Посидел он подле меня часочек. Покурили мы, хоть кашель меня и душит. Петухой в сторону смотрит, нос трет.

— Ему умирать никак нельзя! Он о Гаморкине записывает.

— Что записывает? — переспросил его Козьма Иванович.

— Да это так, — сказал я, — баловство одно! Заметки нестоющие одни.

— Кроме заметок еще есть всякой всячины — лезет Петухой с печальной своей физиономией к полковнику.

— Какой? — спрашивает его Козьма Иванович.
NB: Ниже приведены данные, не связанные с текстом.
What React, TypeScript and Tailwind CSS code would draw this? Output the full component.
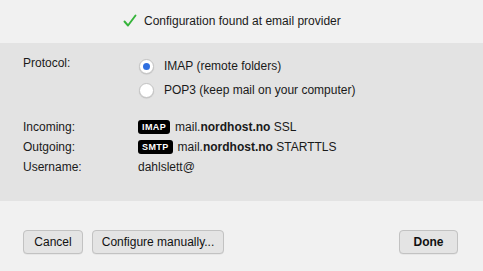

— Разное. Сказки Гаморкина. История, и прочее, тому подобное.

Петухой старается. Вытащил мой сунду-чек, поднял крышку, вывалил бумаженки на пол этакой кучей. Их так много, что я за голову схватился. Эк сколько наворочено. Чистое удивление. И все это я?

— Когда же ты, Евграфович, успел все записать?

— Сам, говорю, не знаю. Ишь сколько бумаги-то перевел.

Петухой блаженствовал, перебирая мои листочки, и гордо усмехался.

— Он наш списатель… Казачий.

Тут я закашлялся и они меня оставили. Козьма Иванович пообещался еще прийти навестить, а Петухой побежал на свою улицу посмотреть, не насорил ли кто, и не напакостила ли лошадь, ненароком.

Из пекарни мне было видно, а из своего окошка — не видать.

Каморка у нас — подвал. Со стен течет. Этак ладонью провести — воды столько, хоть морду мой.

Ох, грехи-грехи!

За наши грехи, а может еще за что.

Где то ты, друг мой сердечный, Иван Ильич, Настасья Петровна, семья моя и первая моя любовь — Левантина Федоровна (учительница наша хуторская).